A high-flying residential development could soon join the ever-changing skyline of Vaughan, just north of Toronto.
A recent application filed with the City of Vaughan aims to introduce a pair of towers rising 55 and 50 storeys to a site a couple blocks northeast of Vaughan Metropolitan Centre subway station on the TTC’s Line 1.
MPAR Developments has signed on architects SvN to redevelop a property at 60 Talman Court, a site at the end of a cul-de-sac street currently home to a manufacturing facility, and surrounded by low-density office and industrial buildings.
If the plan is approved as currently proposed, new towers will sprout from this site reaching heights of 183.5 and 167.5 metres, which would rank among some of the tallest buildings in Vaughan if completed today.
This height would come with a significant boost in residential density for the area, with the plan seeking to introduce 933 new homes across both towers, split between 438 rental units and 495 condos.

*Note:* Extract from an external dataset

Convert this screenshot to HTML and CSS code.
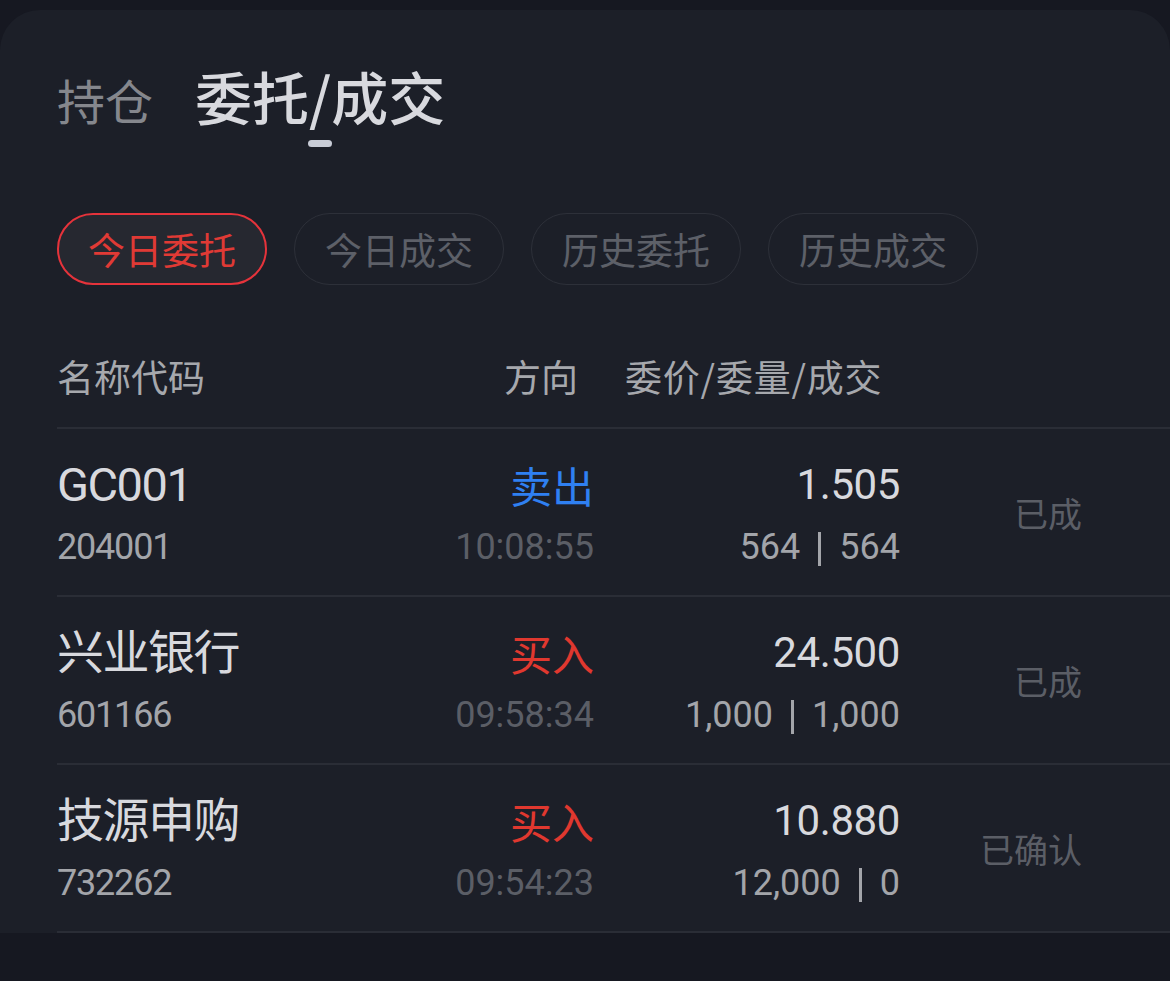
FILE: index.html
```html
<!DOCTYPE html>
<html lang="zh-CN">
<head>
<meta charset="utf-8">
<title>委托/成交</title>
<link rel="stylesheet" href="styles.css">
</head>
<body>
<div class="page">
  <section class="card">
    <nav class="tabs">
      <span class="tab">持仓</span>
      <span class="tab tab-active">委托/成交</span>
    </nav>
    <div class="pills">
      <span class="pill pill-active">今日委托</span>
      <span class="pill">今日成交</span>
      <span class="pill">历史委托</span>
      <span class="pill">历史成交</span>
    </div>
    <div class="thead">
      <span class="th th-name">名称代码</span>
      <span class="th th-dir">方向</span>
      <span class="th th-price">委价/委量/成交</span>
    </div>
    <div class="rows">
      <div class="row">
        <div class="cell c-name"><span class="l1 name">GC001</span><span class="l2 code">204001</span></div>
        <div class="cell c-dir"><span class="l1 dir sell">卖出</span><span class="l2 time">10:08:55</span></div>
        <div class="cell c-price"><span class="l1 price">1.505</span><span class="l2 qty">564<i class="bar"></i>564</span></div>
        <div class="cell c-status">已成</div>
      </div>
      <div class="row">
        <div class="cell c-name"><span class="l1 name">兴业银行</span><span class="l2 code">601166</span></div>
        <div class="cell c-dir"><span class="l1 dir buy">买入</span><span class="l2 time">09:58:34</span></div>
        <div class="cell c-price"><span class="l1 price">24.500</span><span class="l2 qty">1,000<i class="bar"></i>1,000</span></div>
        <div class="cell c-status">已成</div>
      </div>
      <div class="row">
        <div class="cell c-name"><span class="l1 name">技源申购</span><span class="l2 code">732262</span></div>
        <div class="cell c-dir"><span class="l1 dir buy">买入</span><span class="l2 time">09:54:23</span></div>
        <div class="cell c-price"><span class="l1 price">10.880</span><span class="l2 qty">12,000<i class="bar"></i>0</span></div>
        <div class="cell c-status">已确认</div>
      </div>
    </div>
  </section>
</div>
</body>
</html>
```
FILE: styles.css
```css
* { box-sizing: border-box; }
html, body {
  margin: 0;
  padding: 0;
  background: #161821;
}
body {
  font-family: Roboto, "Noto Sans CJK SC", sans-serif;
  color: #d6d7dc;
}
.page {
  width: 1170px;
  height: 981px;
  padding-top: 10px;
}
.card {
  background: #1c1f28;
  border-radius: 40px 40px 0 0;
  padding-left: 57px;
}
.tabs {
  display: flex;
  align-items: baseline;
  gap: 42px;
  height: 203px;
  padding-top: 50px;
  font-family: "Noto Sans CJK SC", sans-serif;
}
.tab {
  font-size: 48px;
  line-height: 70px;
  color: #85878d;
}
.tab-active {
  position: relative;
  font-size: 57px;
  color: #d8d9de;
  font-weight: 500;
}
.tab-active::after {
  content: "";
  position: absolute;
  left: 50%;
  margin-left: -12px;
  bottom: -17px;
  width: 24px;
  height: 7px;
  border-radius: 4px;
  background: #c8ccd6;
}
.pills {
  display: flex;
  gap: 27px;
}
.pill {
  width: 210px;
  height: 72px;
  border-radius: 36px;
  border: 1.5px solid #2d3039;
  display: flex;
  align-items: center;
  justify-content: center;
  font-family: "Noto Sans CJK SC", sans-serif;
  font-size: 37px;
  color: #5d6068;
}
.pill-active {
  border: 2px solid #e5333b;
  background: #262830;
  color: #e03a35;
}
.thead {
  display: flex;
  align-items: center;
  height: 144px;
  padding-top: 40px;
  border-bottom: 2px solid #2a2d36;
  font-family: "Noto Sans CJK SC", sans-serif;
  font-size: 37px;
  color: #a6a8ad;
}
.th-name { width: 447px; }
.th-dir { width: 74px; text-align: right; }
.th-price { margin-left: 47px; letter-spacing: 0.8px; }
.row {
  display: grid;
  grid-template-columns: 320px 217px 306px 182px;
  height: 168px;
  border-bottom: 2px solid #2a2d36;
  align-items: center;
}
.cell {
  display: flex;
  flex-direction: column;
  padding-top: 8px;
}
.c-dir, .c-price { align-items: flex-end; }
.l1 {
  line-height: 62px;
  height: 62px;
}
.l2 {
  line-height: 62px;
  height: 62px;
}
.name {
  font-size: 47px;
  color: #d8d9de;
  letter-spacing: -1.5px;
}
.code {
  font-size: 36px;
  color: #a3a5aa;
  letter-spacing: -1.2px;
}
.dir {
  font-family: "Noto Sans CJK SC", sans-serif;
  font-size: 42px;
}
.sell { color: #2f80f2; }
.buy { color: #e0382f; }
.time {
  font-size: 36px;
  color: #5b5e66;
  letter-spacing: 0;
}
.price {
  font-size: 42px;
  color: #d8d9de;
  letter-spacing: -0.4px;
}
.qty {
  display: flex;
  align-items: center;
  font-size: 36px;
  color: #a3a5aa;
  letter-spacing: 0;
}
.bar {
  display: inline-block;
  width: 3px;
  height: 34px;
  margin: 4px 18px 0 18px;
  background: #a3a5aa;
}
.c-status {
  text-align: right;
  font-family: "Noto Sans CJK SC", sans-serif;
  font-size: 34px;
  color: #5b5e66;
  padding-top: 0;
}
```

But this isn’t just your standard suburban residential-only complex, and the developer seems keen on integrating these buildings into the evolving local urban fabric with a mix of uses in a shared base joining the towers.
Perhaps the most notable aspect of the plan is a proposed 225-room hotel component, along with a mix of commercial and medical office spaces, including space for the Elspeth Heyworth Centre for Women, that would maintain employment lands at this location.
The project also leans into existing infrastructure with a limited parking component of just 379 residential parking spaces, along with 140 for visitors, 59 serving the hotel component, and 32 for office tenants.
The majority of residents and visitors to the complex would be expected to rely on the nearby subway station as their primary means of getting around the region — a philosophy that would be very advisable for other proposed buildings in this fledgling downtown to adopt.
The unprecedented growth reshaping the area around Vaughan Metropolitan Centre subway station would have seemed unthinkable just a decade and a half earlier.
Private developers have concentrated vast resources on the area in the years leading up to and following the subway extension’s 2017 opening, transforming an area once dominated by empty fields and bland business parks into a fledgling downtown that seems to have a real shot at success.
Sure, it’s mostly shaping up to be a bedroom community of commuters with a heavy imbalance of residential units to employment lands, but the new Vaughan Metropolitan Centre promises to boast one of Ontario’s most impressive skylines once all is said and done.